Use Net 30 payment terms with wholesale suppliers when possible. This gives you an extra month of cashflow buffer. But only if your relationship and credit terms support it - don't damage supplier relationships for short-term cashflow relief.

Advanced Allocation Tactics for 2026

Once you're consistently hitting £25k+ monthly revenue, these advanced tactics become relevant:

**Geographic allocation:** Test EU marketplaces (DE, FR, IT, ES) with 10-15% of your inventory budget. The competition is often lighter, and currency fluctuations can create arbitrage opportunities.

**Seasonal shifting:** Allocate 20% more to inventory in January-March (Chinese New Year supply disruptions) and 15% more in June-August (Q4 prep).

**Category diversification:** Don't put all your capital into one product category. Amazon algorithm changes can devastate entire categories overnight. Spread across 3-4 unrelated categories minimum.

**Financing integration:** Once you hit £50k monthly revenue, consider Amazon Lending or external financing to smooth cashflow cycles. This lets you maintain consistent reinvestment percentages regardless of payment timing.

But honestly? Master the basics first. I see sellers trying advanced tactics when they can't even forecast their inventory needs 60 days out.

Frequently Asked Questions

Should I follow the same allocation percentages if I'm under £5k monthly revenue?
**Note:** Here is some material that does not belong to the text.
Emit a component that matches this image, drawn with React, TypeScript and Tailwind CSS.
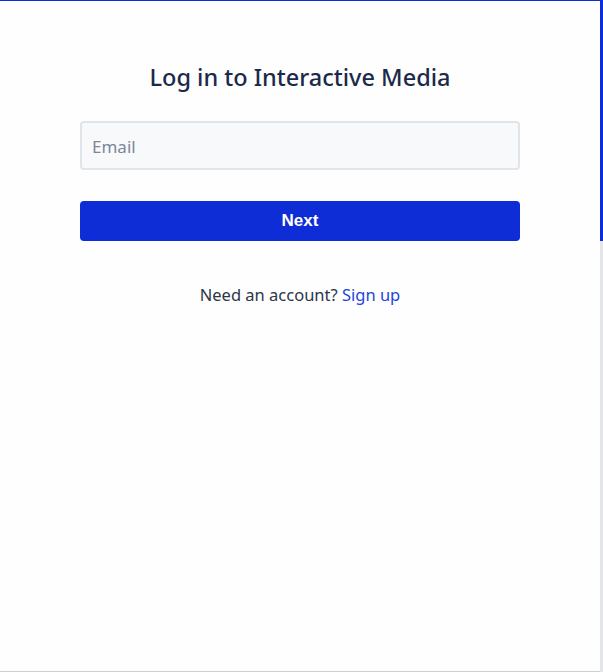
import React from "react";

const App = () => {
  return (
    <div className="flex h-[672px] w-full bg-white font-['Noto_Sans',sans-serif]">
      <main className="flex flex-1 flex-col items-center border-t border-b border-t-[#0e2dd6] border-b-[#cfd0d6] bg-[#fefefe]">
        <div className="flex w-[440px] flex-col items-center pt-[60px]">
          <h1 className="text-[23.5px] leading-8 font-medium text-[#1b2a4a]">
            Log in to Interactive Media
          </h1>
          <input
            type="email"
            placeholder="Email"
            className="mt-[28px] h-[49px] w-full rounded border-2 border-[#e1e4e9] bg-[#f8f9fb] px-[10px] pt-[2px] text-[17px] text-[#1b2a4a] placeholder:text-[#7d8699] outline-none"
          />
          <button className="mt-[31px] h-10 w-full rounded bg-[#0e2dd6] font-['Liberation_Sans',sans-serif] text-[17px] font-semibold text-white">
            Next
          </button>
          <p className="mt-[42px] text-[16.5px] leading-6 text-[#2b3649]">
            Need an account? <a href="#" className="text-[#1f44e0]">Sign up</a>
          </p>
        </div>
      </main>
      <div className="flex w-[3px] flex-col">
        <div className="h-[241px] bg-[#0e2dd6]" />
        <div className="flex-1 bg-[#e3e5e9]" />
      </div>
    </div>
  );
};

export default App;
No. Under £5k monthly, allocate 70% to inventory, 15% to marketing, 10% to essential tools only, and 5% buffer. You need to build inventory depth before expanding your tool stack.
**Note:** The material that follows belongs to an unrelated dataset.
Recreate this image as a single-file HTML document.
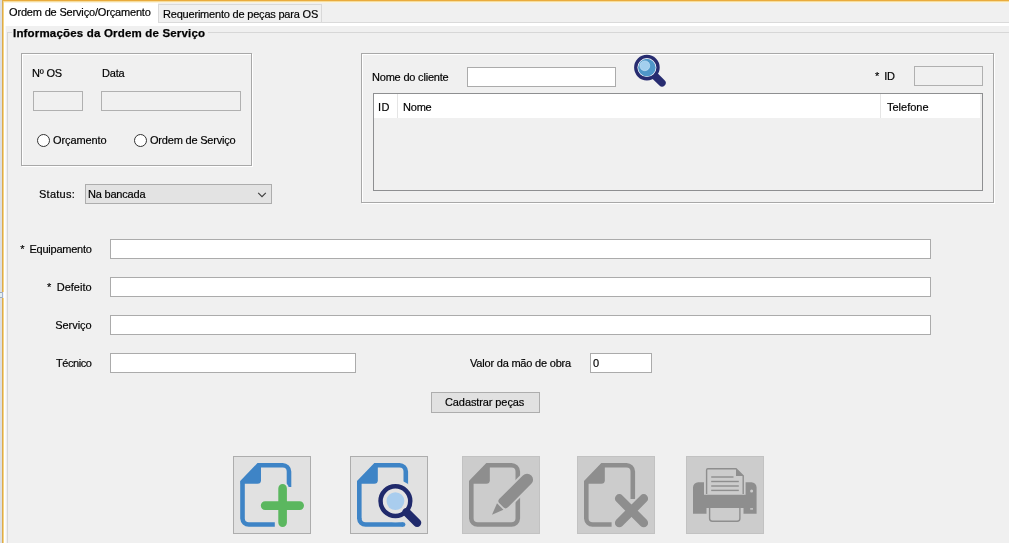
<!DOCTYPE html>
<html>
<head>
<meta charset="utf-8">
<style>
html,body{margin:0;padding:0;}
body{width:1009px;height:543px;background:#f0f0f0;position:relative;overflow:hidden;font-family:"Liberation Sans",sans-serif;font-size:11px;color:#000;}
.a{position:absolute;box-sizing:border-box;}
.t{will-change:transform;-webkit-text-stroke:0.18px #000;position:absolute;white-space:pre;line-height:13px;height:13px;letter-spacing:-0.2px;}
.r{text-align:right;}
.tf{position:absolute;box-sizing:border-box;background:#fff;border:1px solid #ababab;}
.df{position:absolute;box-sizing:border-box;background:#f0f0f0;border:1px solid #b0b0b0;}
.gb{position:absolute;box-sizing:border-box;border:1px solid #a8a8a8;box-shadow:1px 1px 0 #fff, inset 1px 1px 0 #fff;}
.ib{position:absolute;box-sizing:border-box;width:78px;height:78px;top:456px;}
.en{background:#e1e1e1;border:1px solid #adadad;}
.di{background:#cccccc;border:1px solid #c2c2c2;}
svg{position:absolute;left:0;top:0;overflow:visible;}
</style>
</head>
<body>
<!-- window chrome edges -->
<div class="a" style="left:0;top:0;width:1009px;height:1px;background:#e9ab3c;"></div>
<div class="a" style="left:0;top:1px;width:1009px;height:1px;background:#f6dc9c;"></div>
<div class="a" style="left:0;top:2px;width:1009px;height:1px;background:#fbf3dc;"></div>
<div class="a" style="left:0;top:0;width:2px;height:543px;background:#dcdfe4;"></div>
<div class="a" style="left:2px;top:0;width:1px;height:543px;background:#dcaa4d;"></div>
<div class="a" style="left:3px;top:1px;width:1px;height:542px;background:#f5d583;"></div>
<div class="a" style="left:4px;top:3px;width:1px;height:540px;background:#ffffff;"></div>
<div class="a" style="left:5px;top:23px;width:1px;height:520px;background:#fafafa;"></div>

<div class="a" style="left:0;top:292px;width:2px;height:6px;background:#e3f0f3;border-top:1px solid #9eabb8;border-bottom:1px solid #9eabb8;"></div>
<div class="a" style="left:2px;top:292px;width:1px;height:6px;background:#a7b2ca;"></div>
<div class="a" style="left:3px;top:292px;width:1px;height:6px;background:#f2f2f8;"></div>

<!-- tabs -->
<div class="a" style="left:4px;top:3px;width:154px;height:20px;background:#fff;"></div>
<div class="a" style="left:158px;top:4px;width:164px;height:19px;background:#f0f0f0;border:1px solid #d9d9d9;border-bottom:none;"></div>
<div class="a" style="left:4px;top:22px;width:1005px;height:1px;background:#dadada;"></div>
<div class="a" style="left:4px;top:23px;width:1005px;height:3px;background:#fff;"></div>
<div class="a" style="left:4px;top:22px;width:154px;height:2px;background:#fff;"></div>
<div class="t" style="left:9.4px;top:6px;letter-spacing:-0.17px;">Ordem de Serviço/Orçamento</div>
<div class="t" style="left:163px;top:8px;">Requerimento de peças para OS</div>

<!-- titled border -->
<div class="a" style="left:7px;top:32px;width:1002px;height:1px;background:#d7d7d7;"></div>
<div class="a" style="left:7px;top:32px;width:1px;height:511px;background:#d7d7d7;"></div>
<div class="a" style="left:12px;top:27px;width:196px;height:12px;background:#f0f0f0;"></div>
<div class="t" style="left:13.3px;top:27px;font-weight:bold;font-size:11.5px;letter-spacing:0.18px;-webkit-text-stroke:0.25px #000;">Informações da Ordem de Serviço</div>

<!-- OS box -->
<div class="gb" style="left:21px;top:53px;width:231px;height:113px;"></div>
<div class="t" style="left:32px;top:67px;">Nº OS</div>
<div class="t" style="left:102px;top:67px;">Data</div>
<div class="df" style="left:33px;top:91px;width:50px;height:20px;"></div>
<div class="df" style="left:101px;top:91px;width:140px;height:20px;"></div>
<div class="a" style="left:37px;top:134px;width:13px;height:13px;border-radius:50%;background:#fff;border:1px solid #333;"></div>
<div class="t" style="left:53.3px;top:134px;letter-spacing:-0.1px;">Orçamento</div>
<div class="a" style="left:134px;top:134px;width:13px;height:13px;border-radius:50%;background:#fff;border:1px solid #333;"></div>
<div class="t" style="left:150px;top:134px;">Ordem de Serviço</div>

<!-- status -->
<div class="t" style="left:39px;top:188px;letter-spacing:0.25px;">Status:</div>
<div class="a" style="left:85px;top:184px;width:187px;height:20px;background:#e3e3e3;border:1px solid #adadad;"></div>
<div class="t" style="left:88px;top:188px;">Na bancada</div>
<svg width="1009" height="543" style="pointer-events:none"><path d="M258.2 192.8 L262 196.6 L265.8 192.8" fill="none" stroke="#3c3c3c" stroke-width="1.1"/></svg>

<!-- client box -->
<div class="gb" style="left:361px;top:53px;width:633px;height:150px;"></div>
<div class="t" style="left:372px;top:71px;">Nome do cliente</div>
<div class="tf" style="left:467px;top:67px;width:149px;height:20px;"></div>
<div class="t" style="left:875px;top:70px;"><span style="margin-right:2.2px">*</span> ID</div>
<div class="df" style="left:914px;top:66px;width:69px;height:20px;"></div>
<div class="a" style="left:373px;top:93px;width:610px;height:98px;border:1px solid #8e8f91;"></div>
<div class="a" style="left:374px;top:94px;width:606px;height:24px;background:#fff;"></div>
<div class="a" style="left:397px;top:94px;width:1px;height:24px;background:#e5e5e5;"></div>
<div class="a" style="left:880px;top:94px;width:1px;height:24px;background:#e5e5e5;"></div>
<div class="t" style="left:378px;top:101px;letter-spacing:0.5px;">ID</div>
<div class="t" style="left:403px;top:101px;">Nome</div>
<div class="t" style="left:886.5px;top:101px;letter-spacing:0px;">Telefone</div>

<!-- main fields -->
<div class="t r" style="left:0;width:91.6px;top:243px;letter-spacing:-0.25px;"><span style="margin-right:2.4px">*</span> Equipamento</div>
<div class="tf" style="left:110px;top:239px;width:821px;height:20px;"></div>
<div class="t r" style="left:0;width:91.6px;top:281px;letter-spacing:0px;"><span style="margin-right:2.4px">*</span> Defeito</div>
<div class="tf" style="left:110px;top:277px;width:821px;height:20px;"></div>
<div class="t r" style="left:0;width:91.6px;top:319px;letter-spacing:-0.05px;">Serviço</div>
<div class="tf" style="left:110px;top:315px;width:821px;height:20px;"></div>
<div class="t r" style="left:0;width:91.6px;top:357px;letter-spacing:-0.4px;">Técnico</div>
<div class="tf" style="left:110px;top:353px;width:246px;height:20px;"></div>
<div class="t" style="left:470px;top:357px;">Valor da mão de obra</div>
<div class="tf" style="left:590px;top:353px;width:62px;height:20px;"></div>
<div class="t" style="left:593px;top:357px;">0</div>

<!-- button -->
<div class="a" style="left:431px;top:392px;width:109px;height:21px;background:#e1e1e1;border:1px solid #adadad;"></div>
<div class="t" style="left:444.6px;top:396px;letter-spacing:-0.1px;">Cadastrar peças</div>

<!-- icon buttons -->
<div class="ib en" style="left:233px;"></div>
<div class="ib en" style="left:350px;"></div>
<div class="ib di" style="left:462px;"></div>
<div class="ib di" style="left:577px;"></div>
<div class="ib di" style="left:686px;"></div>

<svg id="icons" width="1009" height="543">
<!-- icon 1: new -->
<g transform="translate(240.2,463)">
  <path d="M34.6,61.5 L8.6,61.5 A6.3,6.3 0 0 1 2.3,55.5 L2.3,18.9 L18.3,2.3 L42.5,2.3 A6.3,6.3 0 0 1 48.8,8.6 L48.8,24" fill="none" stroke="#3e84c6" stroke-width="4.6"/>
  <path d="M0.4,18.6 L18,0.4 L20.8,0.4 L20.8,17.2 Q20.8,20.8 17.2,20.8 L0.4,20.8 Z" fill="#3e84c6"/>
  <path d="M42.4,25.4 L42.4,59.6 M24.9,42.6 L59.5,42.6" fill="none" stroke="#e1e1e1" stroke-width="12.4" stroke-linecap="round"/>
  <path d="M42.4,25.4 L42.4,59.6 M24.9,42.6 L59.5,42.6" fill="none" stroke="#5bb75f" stroke-width="8.6" stroke-linecap="round"/>
</g>
<!-- icon 2: search -->
<g transform="translate(357,463)">
  <path d="M46.1,61.5 L8.6,61.5 A6.3,6.3 0 0 1 2.3,55.4 L2.3,18.9 L18.3,2.3 L42.5,2.3 A6.3,6.3 0 0 1 48.8,8.6 L48.8,24" fill="none" stroke="#3e84c6" stroke-width="4.6"/>
  <circle cx="46.1" cy="61.5" r="2.3" fill="#3e84c6"/>
  <path d="M0.4,18.6 L18,0.4 L20.8,0.4 L20.8,17.2 Q20.8,20.8 17.2,20.8 L0.4,20.8 Z" fill="#3e84c6"/>
  <circle cx="38.4" cy="38.1" r="21.2" fill="#e1e1e1"/>
  <circle cx="38.4" cy="38.1" r="14.85" fill="#e3e3e3" stroke="#202a6c" stroke-width="4.5"/>
  <circle cx="38.4" cy="38.1" r="8.9" fill="#a9cdee"/>
  <path d="M49.4,49.1 L60.15,59.85" fill="none" stroke="#202a6c" stroke-width="8.3" stroke-linecap="round"/>
</g>
<!-- icon 3: edit -->
<g transform="translate(469,463)">
  <path d="M2.3,18.9 L18.3,2.3 L42.5,2.3 A6.3,6.3 0 0 1 48.8,8.6 L48.8,55.5 A6.3,6.3 0 0 1 42.5,61.5 L8.6,61.5 A6.3,6.3 0 0 1 2.3,55.5 Z" fill="none" stroke="#8e8e8e" stroke-width="4.6"/>
  <path d="M0.4,18.6 L18,0.4 L20.8,0.4 L20.8,17.2 Q20.8,20.8 17.2,20.8 L0.4,20.8 Z" fill="#8e8e8e"/>
  <g transform="translate(23,51.7) rotate(-45)">
    <path d="M16.5,-6 L49.6,-6 A6,6 0 0 1 49.6,6 L16.5,6 Q13.3,6 13.3,2.8 L13.3,-2.8 Q13.3,-6 16.5,-6 Z" fill="#cccccc" stroke="#cccccc" stroke-width="3.8"/>
    <path d="M16.5,-6 L49.6,-6 A6,6 0 0 1 49.6,6 L16.5,6 Q13.3,6 13.3,2.8 L13.3,-2.8 Q13.3,-6 16.5,-6 Z" fill="#8e8e8e"/>
    <path d="M0,0 L11.6,-4.5 L11.6,4.5 Z" fill="#8e8e8e"/>
  </g>
</g>
<!-- icon 4: delete -->
<g transform="translate(584,463)">
  <path d="M27.6,61.5 L8.6,61.5 A6.3,6.3 0 0 1 2.3,55.5 L2.3,18.9 L18.3,2.3 L42.5,2.3 A6.3,6.3 0 0 1 48.8,8.6 L48.8,36" fill="none" stroke="#8e8e8e" stroke-width="4.6"/>
  <path d="M0.4,18.6 L18,0.4 L20.8,0.4 L20.8,17.2 Q20.8,20.8 17.2,20.8 L0.4,20.8 Z" fill="#8e8e8e"/>
  <path d="M35.3,35.5 L59.7,59.9 M59.7,35.5 L35.3,59.9" fill="none" stroke="#cccccc" stroke-width="12" stroke-linecap="round"/>
  <path d="M35.3,35.5 L59.7,59.9 M59.7,35.5 L35.3,59.9" fill="none" stroke="#8e8e8e" stroke-width="8.8" stroke-linecap="round"/>
</g>
<!-- icon 5: print -->
<g transform="translate(693,463)" fill="#8e8e8e">
  <!-- body -->
  <path d="M0,24.5 A5.2,5.2 0 0 1 5.2,19.3 L11,19.3 L11,31.8 L52.6,31.8 L52.6,19.3 L58.4,19.3 A5.2,5.2 0 0 1 63.6,24.5 L63.6,50.8 L50.5,50.8 L50.5,45 L13.5,45 L13.5,50.8 L0,50.8 Z"/>
  <!-- paper -->
  <path d="M13.6,31 L13.6,7 Q13.6,5.7 14.9,5.7 L43,5.7 L50.2,12.9 L50.2,31" fill="none" stroke="#8e8e8e" stroke-width="1.4"/>
  <path d="M43,5.7 L43,12.9 L50.2,12.9 Z"/>
  <rect x="18.2" y="13.3" width="22.3" height="1.4"/>
  <rect x="18.2" y="17.8" width="27.6" height="1.4"/>
  <rect x="18.2" y="22.3" width="27.6" height="1.4"/>
  <rect x="18.2" y="26.7" width="27.6" height="1.4"/>
  <!-- tray -->
  <path d="M16.6,45 L16.6,55.5 Q16.6,58.2 19.3,58.2 L44.2,58.2 Q46.9,58.2 46.9,55.5 L46.9,45" fill="none" stroke="#8e8e8e" stroke-width="1.4"/>
  <circle cx="58.6" cy="28" r="1.5" fill="#cccccc"/>
  <rect x="57.2" y="45.2" width="2.8" height="1.4" fill="#cccccc"/>
</g>
<!-- header magnifier -->
<g>
  <path d="M655.5,76.5 L662,82.8" fill="none" stroke="#272c70" stroke-width="7.4" stroke-linecap="round"/>
  <circle cx="646.9" cy="67.6" r="11.15" fill="#ffffff" stroke="#272c70" stroke-width="3.3"/>
  <circle cx="646.9" cy="67.6" r="8.8" fill="#4f97c9"/>
  <circle cx="644.8" cy="65.8" r="4.9" fill="#a3cfee" stroke="#c3e1f5" stroke-width="0.7"/>
</g>
</svg>
</body>
</html>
How do I calculate the true ROI on my reinvestment?

Take your monthly profit, multiply by 12, then divide by your average inventory value over the year. If you're making £2,500/month profit with £12,000 average inventory, that's 25% annualized ROI.

When should I stop reinvesting and start taking profits?

When your annualized ROI drops below 25% consistently for 3+ months, or when you can't find profitable products to source. Don't reinvest just for the sake of it.

Is it worth investing in expensive PPC tools early?

Not until you're spending £2,000+ monthly on PPC. Master manual campaigns first. Most expensive PPC tools show ROI only at scale.